Prompt>
From the records, pick out and copy each line containing "components".

* BEGIN Provided information *

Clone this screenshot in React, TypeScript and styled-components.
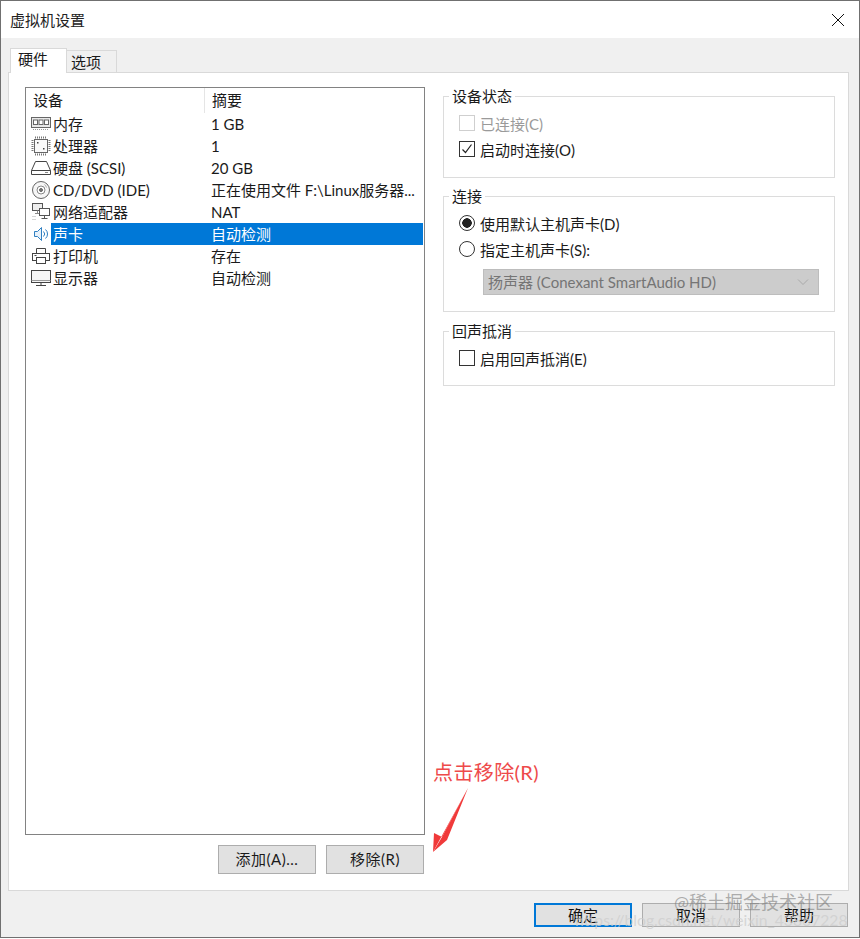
import React from 'react';
import styled, { createGlobalStyle } from 'styled-components';

const Global = createGlobalStyle`
  html, body {
    margin: 0;
    padding: 0;
    background: #fff;
  }
  body {
    font-family: Lato, "Noto Sans CJK SC", sans-serif;
    font-size: 15px;
    color: #1a1a1a;
  }
`;

const MemoryIcon = () => (
  <svg width="20" height="16" viewBox="0 0 20 16" fill="none" stroke="#666">
    <rect x="0.5" y="1.5" width="19" height="10" fill="#e8e8e8" />
    <rect x="2.5" y="4" width="4" height="4.5" fill="#fff" />
    <rect x="8" y="4" width="4" height="4.5" fill="#fff" />
    <rect x="13.5" y="4" width="4" height="4.5" fill="#fff" />
    <path d="M2 13.5h16" stroke="#999" strokeDasharray="1 1" />
  </svg>
);

const CpuIcon = () => (
  <svg width="20" height="20" viewBox="0 0 20 20" fill="none" stroke="#666">
    <rect x="3.5" y="3.5" width="13" height="13" fill="#fafafa" />
    <path d="M4 1.5h12M4 18.5h12M1.5 4v12M18.5 4v12" stroke="#777" strokeWidth="2" strokeDasharray="1 1" />
    <rect x="6" y="6" width="1.5" height="1.5" fill="#444" stroke="none" />
    <rect x="12" y="12" width="1.5" height="1.5" fill="#444" stroke="none" />
  </svg>
);

const DiskIcon = () => (
  <svg width="20" height="18" viewBox="0 0 20 18" fill="none" stroke="#444">
    <path d="M4.5 2.5h11l4 9v4h-19v-4z" />
    <path d="M0.5 11.5h19" />
    <path d="M14 13.5h3" stroke="#888" />
  </svg>
);

const CdIcon = () => (
  <svg width="20" height="20" viewBox="0 0 20 20" fill="none" stroke="#666">
    <circle cx="10" cy="10" r="8.5" fill="#f6f6f6" />
    <circle cx="10" cy="10" r="4" stroke="#888" fill="#fff" />
    <circle cx="10" cy="10" r="1.5" fill="#777" />
    <path d="M13.5 4.5a6.5 6.5 0 0 1 2 3" stroke="#aaa" />
  </svg>
);

const NetworkIcon = () => (
  <svg width="20" height="20" viewBox="0 0 20 20" fill="none" stroke="#555">
    <rect x="1.5" y="1.5" width="10" height="7" fill="#eee" />
    <path d="M6.5 8.5v3M4 11.5h4" stroke="#888" />
    <rect x="8.5" y="6.5" width="10" height="7" fill="#fff" />
    <path d="M13.5 13.5v3M10.5 16.5h6" />
    <path d="M1.5 14.5h4M1.5 17.5h4" stroke="#aaa" strokeDasharray="1 1" />
  </svg>
);

const SpeakerIcon = () => (
  <svg width="20" height="18" viewBox="0 0 20 18" fill="none" stroke="#2f7fc1">
    <path d="M3.5 6.5h3l4-4v13l-4-4h-3z" fill="#e7f1fa" />
    <path d="M12.5 6.5a3.5 3.5 0 0 1 0 5M14.5 4.5a6 6 0 0 1 0 9" />
  </svg>
);

const PrinterIcon = () => (
  <svg width="20" height="18" viewBox="0 0 20 18" fill="none" stroke="#444">
    <path d="M5.5 6.5v-5h9v5" />
    <rect x="1.5" y="6.5" width="17" height="7" />
    <rect x="5.5" y="10.5" width="9" height="6" fill="#fff" />
    <path d="M3.5 8.5h2" />
  </svg>
);

const DisplayIcon = () => (
  <svg width="20" height="18" viewBox="0 0 20 18" fill="none" stroke="#444">
    <rect x="0.5" y="1.5" width="19" height="12" fill="#f6f6f6" />
    <path d="M0.5 11.5h19" stroke="#999" />
    <path d="M5 16.5h10M10 13.5v3" />
  </svg>
);

const devices = [
  { name: '内存', summary: '1 GB', icon: <MemoryIcon /> },
  { name: '处理器', summary: '1', icon: <CpuIcon /> },
  { name: '硬盘 (SCSI)', summary: '20 GB', icon: <DiskIcon /> },
  { name: 'CD/DVD (IDE)', summary: '正在使用文件 F:\\Linux服务器...', icon: <CdIcon /> },
  { name: '网络适配器', summary: 'NAT', icon: <NetworkIcon /> },
  { name: '声卡', summary: '自动检测', icon: <SpeakerIcon />, selected: true },
  { name: '打印机', summary: '存在', icon: <PrinterIcon /> },
  { name: '显示器', summary: '自动检测', icon: <DisplayIcon /> },
];

export default function App() {
  return (
    <>
      <Global />
      <Window>
        <TitleBar>
          <span>虚拟机设置</span>
          <svg width="14" height="14" viewBox="0 0 14 14" stroke="#111" fill="none">
            <path d="M1 1l12 12M13 1L1 13" />
          </svg>
        </TitleBar>
        <TabStrip>
          <Tab $active>硬件</Tab>
          <Tab>选项</Tab>
        </TabStrip>
        <Panel>
          <LeftColumn>
            <DeviceList>
              <ListHeader>
                <HeaderCell>设备</HeaderCell>
                <HeaderCell $second>摘要</HeaderCell>
              </ListHeader>
              {devices.map((d) => (
                <Row key={d.name}>
                  <IconCell>{d.icon}</IconCell>
                  <RowBody $selected={d.selected}>
                    <span>{d.name}</span>
                    <span>{d.summary}</span>
                  </RowBody>
                </Row>
              ))}
            </DeviceList>
            <ListButtons>
              <Button>添加(A)...</Button>
              <Button>移除(R)</Button>
            </ListButtons>
          </LeftColumn>
          <RightColumn>
            <Group>
              <Legend>设备状态</Legend>
              <OptionRow $disabled>
                <CheckBox $disabled />
                已连接(C)
              </OptionRow>
              <OptionRow>
                <CheckBox>
                  <svg width="14" height="14" viewBox="0 0 14 14" fill="none" stroke="#222" strokeWidth="1.2">
                    <path d="M2.5 7.5l3 3 6-8" />
                  </svg>
                </CheckBox>
                启动时连接(O)
              </OptionRow>
            </Group>
            <Group $bottom={16}>
              <Legend>连接</Legend>
              <OptionRow>
                <Radio $checked />
                使用默认主机声卡(D)
              </OptionRow>
              <OptionRow>
                <Radio />
                指定主机声卡(S):
              </OptionRow>
              <SelectBox>
                <span>扬声器 (Conexant SmartAudio HD)</span>
                <svg width="12" height="8" viewBox="0 0 12 8" fill="none" stroke="#aaa">
                  <path d="M1 1.5l5 5 5-5" />
                </svg>
              </SelectBox>
            </Group>
            <Group $bottom={14} $top={1}>
              <Legend>回声抵消</Legend>
              <OptionRow>
                <CheckBox />
                启用回声抵消(E)
              </OptionRow>
            </Group>
          </RightColumn>
        </Panel>
        <Footer>
          <FooterButton $primary>确定</FooterButton>
          <FooterButton $faded>取消</FooterButton>
          <FooterButton $faded>帮助</FooterButton>
        </Footer>
        <Annotation>点击移除(R)</Annotation>
        <ArrowMark width="40" height="70" viewBox="0 0 40 70">
          <path d="M36 1L1 65 2 46 10 50z" fill="#f03a3a" />
          <path d="M36 1L15 53 1 65 10 50z" fill="#f03a3a" />
        </ArrowMark>
        <JuejinMark>@稀土掘金技术社区</JuejinMark>
        <CsdnMark>https://blog.csdn.net/weixin_43867228</CsdnMark>
      </Window>
    </>
  );
}

const Window = styled.div`
  position: relative;
  box-sizing: border-box;
  width: 860px;
  height: 938px;
  display: flex;
  flex-direction: column;
  border: 1px solid #707070;
  background: #f0f0f0;
  overflow: hidden;
`;

const TitleBar = styled.div`
  height: 37px;
  flex: none;
  display: flex;
  align-items: center;
  justify-content: space-between;
  padding: 0 14px 0 9px;
  background: #fff;
  color: #222;
  line-height: 38px;
`;

const TabStrip = styled.div`
  height: 34px;
  flex: none;
  display: flex;
  align-items: flex-end;
  padding-left: 9px;
  position: relative;
  z-index: 1;
`;

const Tab = styled.div<{ $active?: boolean }>`
  box-sizing: border-box;
  border: 1px solid #d9d9d9;
  width: ${(p) => (p.$active ? '57px' : '50px')};
  height: ${(p) => (p.$active ? '25px' : '23px')};
  line-height: ${(p) => (p.$active ? '21px' : '22px')};
  padding-left: ${(p) => (p.$active ? '7px' : '4px')};
  background: ${(p) => (p.$active ? '#fff' : '#f0f0f0')};
  border-bottom: ${(p) => (p.$active ? 'none' : '1px solid #d9d9d9')};
  border-left: ${(p) => (p.$active ? '1px solid #d9d9d9' : 'none')};
  margin-bottom: -1px;
`;

const Panel = styled.div`
  flex: 1;
  min-height: 0;
  margin: 0 10px 0 7px;
  box-sizing: border-box;
  display: grid;
  grid-template-columns: 400px 392px;
  column-gap: 18px;
  padding: 13px 0 16px 16px;
  background: #fff;
  border: 1px solid #d9d9d9;
`;

const LeftColumn = styled.div`
  display: flex;
  flex-direction: column;
  padding-top: 1px;
  min-height: 0;
`;

const DeviceList = styled.div`
  flex: 1;
  border: 1px solid #828282;
  background: #fff;
`;

const ListHeader = styled.div`
  display: grid;
  grid-template-columns: 178px 1fr;
  height: 25px;
  line-height: 25px;
`;

const HeaderCell = styled.div<{ $second?: boolean }>`
  padding-left: 7px;
  border-left: ${(p) => (p.$second ? '1px solid #e5e5e5' : 'none')};
`;

const Row = styled.div`
  display: flex;
  height: 22px;
  line-height: 22px;
  margin-right: 1px;
`;

const IconCell = styled.div`
  width: 25px;
  flex: none;
  box-sizing: border-box;
  padding-left: 5px;
  display: flex;
  align-items: center;
`;

const RowBody = styled.div<{ $selected?: boolean }>`
  flex: 1;
  display: grid;
  grid-template-columns: 158px 1fr;
  padding-left: 2px;
  white-space: nowrap;
  background: ${(p) => (p.$selected ? '#0078d7' : 'transparent')};
  color: ${(p) => (p.$selected ? '#fff' : 'inherit')};
`;

const ListButtons = styled.div`
  flex: none;
  display: flex;
  justify-content: flex-end;
  gap: 10px;
  margin: 10px 1px 0 0;
`;

const Button = styled.div`
  box-sizing: border-box;
  width: 98px;
  height: 29px;
  line-height: 27px;
  letter-spacing: 0.5px;
  text-align: center;
  background: #e1e1e1;
  border: 1px solid #adadad;
`;

const RightColumn = styled.div`
  display: flex;
  flex-direction: column;
  gap: 8px;
`;

const Group = styled.fieldset<{ $bottom?: number; $top?: number }>`
  margin: ${(p) => p.$top ?? 0}px 0 0;
  padding: 4px 15px ${(p) => p.$bottom ?? 15}px 15px;
  min-width: 0;
  border: 1px solid #dcdcdc;
`;

const Legend = styled.legend`
  margin-left: -10px;
  padding: 0 3px;
  line-height: 20px;
  height: 20px;
`;

const OptionRow = styled.div<{ $disabled?: boolean }>`
  height: 26px;
  display: flex;
  align-items: center;
  gap: 5px;
  color: ${(p) => (p.$disabled ? '#9a9a9a' : 'inherit')};
`;

const CheckBox = styled.span<{ $disabled?: boolean }>`
  box-sizing: border-box;
  width: 16px;
  height: 16px;
  flex: none;
  display: flex;
  align-items: center;
  justify-content: center;
  background: #fff;
  border: 1px solid ${(p) => (p.$disabled ? '#cfcfcf' : '#333')};
`;

const Radio = styled.span<{ $checked?: boolean }>`
  box-sizing: border-box;
  width: 16px;
  height: 16px;
  flex: none;
  border-radius: 50%;
  border: 1px solid #333;
  background: ${(p) =>
    p.$checked ? 'radial-gradient(circle, #222 0 4.5px, #fff 5px)' : '#fff'};
`;

const SelectBox = styled.div`
  box-sizing: border-box;
  height: 26px;
  margin: 7px 0 0 24px;
  padding: 0 9px 1px 4px;
  display: flex;
  align-items: center;
  justify-content: space-between;
  background: #cccccc;
  border: 1px solid #bdbdbd;
  color: #757575;
`;

const Footer = styled.div`
  height: 46px;
  flex: none;
  box-sizing: border-box;
  display: flex;
  justify-content: flex-end;
  gap: 10px;
  padding: 12px 11px 0 0;
`;

const FooterButton = styled.div<{ $primary?: boolean; $faded?: boolean }>`
  box-sizing: border-box;
  width: 98px;
  height: 24px;
  line-height: ${(p) => (p.$primary ? '20px' : '22px')};
  text-align: center;
  background: #e1e1e1;
  color: #111;
  border: ${(p) => (p.$primary ? '2px solid #0078d7' : '1px solid #adadad')};
`;

const Annotation = styled.div`
  position: absolute;
  left: 432px;
  top: 757px;
  font-size: 20px;
  letter-spacing: 0.4px;
  line-height: 28px;
  color: #ee4a4a;
  white-space: nowrap;
`;

const ArrowMark = styled.svg`
  position: absolute;
  left: 431px;
  top: 786px;
`;

const JuejinMark = styled.div`
  position: absolute;
  left: 673px;
  top: 888px;
  font-size: 18px;
  line-height: 26px;
  color: rgba(125, 125, 125, 0.6);
  white-space: nowrap;
`;

const CsdnMark = styled.div`
  position: absolute;
  left: 574px;
  top: 907px;
  font-size: 15.7px;
  line-height: 24px;
  color: rgba(205, 205, 205, 0.75);
  white-space: nowrap;
`;
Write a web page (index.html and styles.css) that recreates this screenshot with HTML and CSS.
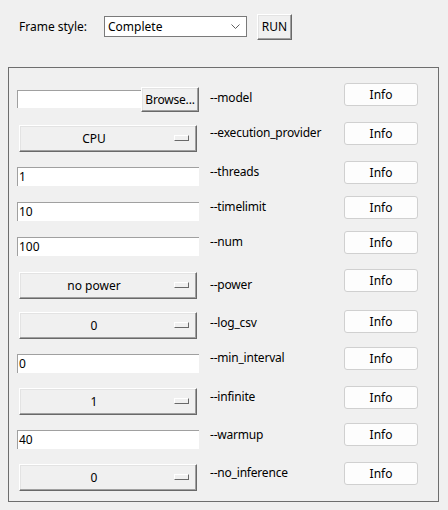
FILE: index.html
```html
<!DOCTYPE html>
<html>
<head>
<meta charset="utf-8">
<link rel="stylesheet" href="styles.css">
</head>
<body>
<div class="top">
  <span class="top-label">Frame style:</span>
  <div class="combo">
    <span>Complete</span>
    <svg class="chev" width="9" height="5" viewBox="0 0 9 5"><path d="M0.5 0.5 L4.5 4.5 L8.5 0.5" fill="none" stroke="#606060" stroke-width="1"/></svg>
  </div>
  <div class="run">RUN</div>
</div>
<div class="frame">
  <div class="grid">
    <div class="cell browse-cell">
      <div class="entry short"></div>
      <div class="tkbtn browse">Browse...</div>
    </div>
    <div class="lbl low4">--model</div>
    <div class="info">Info</div>

    <div class="cell"><div class="opt">CPU<span class="ind"></span></div></div>
    <div class="lbl">--execution_provider</div>
    <div class="info">Info</div>

    <div class="cell"><div class="entry">1</div></div>
    <div class="lbl">--threads</div>
    <div class="info">Info</div>

    <div class="cell"><div class="entry">10</div></div>
    <div class="lbl">--timelimit</div>
    <div class="info">Info</div>

    <div class="cell"><div class="entry">100</div></div>
    <div class="lbl">--num</div>
    <div class="info">Info</div>

    <div class="cell"><div class="opt">no power<span class="ind"></span></div></div>
    <div class="lbl low5">--power</div>
    <div class="info">Info</div>

    <div class="cell"><div class="opt up1">0<span class="ind"></span></div></div>
    <div class="lbl low2">--log_csv</div>
    <div class="info">Info</div>

    <div class="cell"><div class="entry down1">0</div></div>
    <div class="lbl">--min_interval</div>
    <div class="info">Info</div>

    <div class="cell"><div class="opt up1">1<span class="ind"></span></div></div>
    <div class="lbl">--infinite</div>
    <div class="info">Info</div>

    <div class="cell"><div class="entry down1">40</div></div>
    <div class="lbl low1">--warmup</div>
    <div class="info">Info</div>

    <div class="cell"><div class="opt up1">0<span class="ind"></span></div></div>
    <div class="lbl">--no_inference</div>
    <div class="info">Info</div>
  </div>
</div>
</body>
</html>
```
FILE: styles.css
```css
* { box-sizing: border-box; }
html, body { margin: 0; padding: 0; background: #f0f0f0; }
body {
  width: 448px; height: 510px; overflow: hidden;
  font-family: "Noto Sans", "Open Sans", sans-serif;
  font-size: 12px; color: #000;
}
.top {
  display: flex; align-items: center;
  height: 53px; padding-left: 19px;
}
.top-label { width: 85px; }
.combo {
  width: 143px; height: 21px;
  background: #fff; border: 1px solid #7a7a7a;
  display: flex; align-items: center; justify-content: space-between;
  padding: 0 6px 0 3px;
}
.chev { display: block; }
.run {
  margin-left: 10px; width: 35px; height: 26px;
  display: flex; align-items: center; justify-content: center;
  background: #f0f0f0;
  border-top: 1px solid #fff; border-left: 1px solid #fff;
  border-right: 1px solid #696969; border-bottom: 1px solid #696969;
  box-shadow: inset -1px -1px 0 #a0a0a0, inset 1px 1px 0 #e3e3e3;
}
.frame {
  margin: 14px 0 0 8px;
  width: 431px; height: 435px;
  border: 1px solid #6e6e6e;
  padding: 15px 0 0 8px;
}
.grid {
  display: grid;
  grid-template-columns: 193px 134px 74px;
  grid-template-rows: 39px 39px 35px 35px 38px 41px 37px 39px 37px 39px 23px;
}
.cell { display: flex; align-items: flex-start; width: 182px; }
.entry {
  width: 182px; height: 19px; margin-top: 6px;
  background: #fff;
  border-top: 1px solid #a0a0a0; border-left: 1px solid #a0a0a0;
  padding-left: 1px; line-height: 18px;
}
.entry.short { width: 124px; height: 18px; margin-top: 7px; }
.down1 { margin-top: 7px; }
.tkbtn {
  background: #f0f0f0;
  border-top: 1px solid #fff; border-left: 1px solid #fff;
  border-right: 1px solid #696969; border-bottom: 1px solid #696969;
  box-shadow: inset -1px -1px 0 #a0a0a0, inset 1px 1px 0 #e3e3e3;
  display: flex; align-items: center; justify-content: center;
}
.browse { width: 58px; height: 25px; margin-top: 4px; letter-spacing: -0.2px; }
.opt {
  position: relative;
  width: 178px; height: 27px; margin: 3px 0 0 2px;
  background: #f0f0f0;
  border-top: 1px solid #fff; border-left: 1px solid #fff;
  border-right: 1px solid #696969; border-bottom: 1px solid #696969;
  box-shadow: inset -1px -1px 0 #a0a0a0, inset 1px 1px 0 #e3e3e3;
  display: flex; align-items: center; justify-content: center;
  padding-right: 28px;
}
.opt.up1 { margin-top: 2px; }
.ind {
  position: absolute; right: 7px; top: 9px;
  width: 15px; height: 6px;
  background: #f0f0f0;
  border-top: 1px solid #fff; border-left: 1px solid #fff;
  border-right: 1px solid #696969; border-bottom: 1px solid #696969;
}
.lbl { line-height: 22px; white-space: nowrap; letter-spacing: -0.2px; }
.low1 { margin-top: 1px; }
.low2 { margin-top: 2px; }
.low4 { margin-top: 4px; }
.low5 { margin-top: 5px; }
.info {
  width: 74px; height: 23px;
  background: #fdfdfd;
  border: 1px solid #d0d0d0; border-radius: 3px;
  display: flex; align-items: center; justify-content: center;
}
```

* END Provided information *

Task output>
Clone this screenshot in React, TypeScript and styled-components.
import styled, { createGlobalStyle } from 'styled-components';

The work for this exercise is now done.